The application of the immigration control and the introduction of tariff laws had done much to dissatisfy the colonists, peaking in the Anahuac Disturbances. Austin then felt compelled to involve himself in Mexican politics, Austin traveled to Mexico City on July 18, 1833, and met with Vice President Valentín Gomez Farías. Austin did gain certain important reforms; the immigration ban was lifted, but not a separate state government. Separate statehood required a population of 80,000 before it could be granted, and Texas had only 30,000.

In his absence, a number of events propelled the colonists toward confrontation with Santa Anna's centralist government. Austin took temporary command of the Texan forces during the Siege of Béxar from October 12 to December 11, 1835. War began in October 1835 at Gonzales. The Republic of Texas, created by a new constitution on March 2, 1836, won independence following a string of defeats with the dramatic turnabout victory at the Battle of San Jacinto on April 21, 1836.

In December 1835 Austin, Branch Archer and William H. Wharton were appointed commissioners to the U.S. by the provisional government of the republic. On June 10, 1836, Austin was in New Orleans when he received word of Santa Anna's defeat by Sam Houston at San Jacinto. Returning to Texas, he announced his candidacy for president of Texas. Austin felt confident he could win the election until with two weeks before the election, on August 20, Houston entered the race. Houston carried East Texas, the Red River and most of the soldier vote. Austin polled 587 votes to Sam Houston's 5,119 and Henry Smith's 743 votes.

Houston appointed Austin as the first Secretary of State of the new Republic; however, Austin served only around 2 months before his tragic death.

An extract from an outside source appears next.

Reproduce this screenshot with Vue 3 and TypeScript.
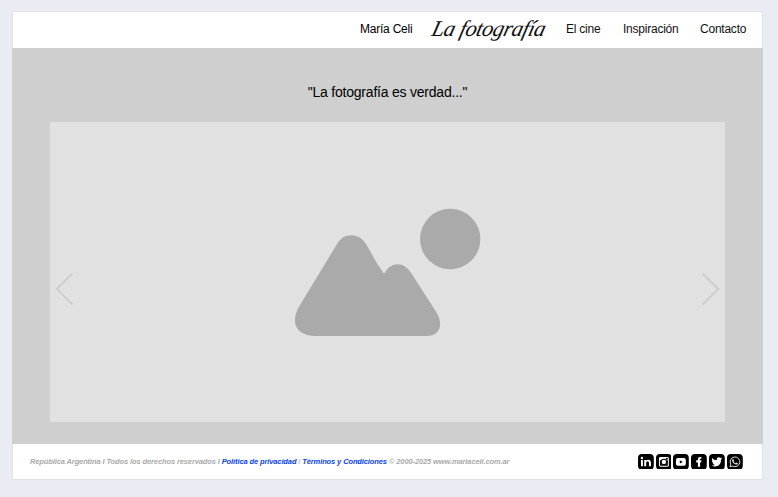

In December 1836, Austin was in the new capital of Columbia (now known as West Columbia) where he caught a severe cold; his condition worsened. Doctors were called in, but could not help him. Austin died of pneumonia at noon on December 27, 1836, at the home of George B. McKinstry right outside of what is now West Columbia, Texas. Austin's last words were "The independence of Texas is recognized! Don't you see it in the papers?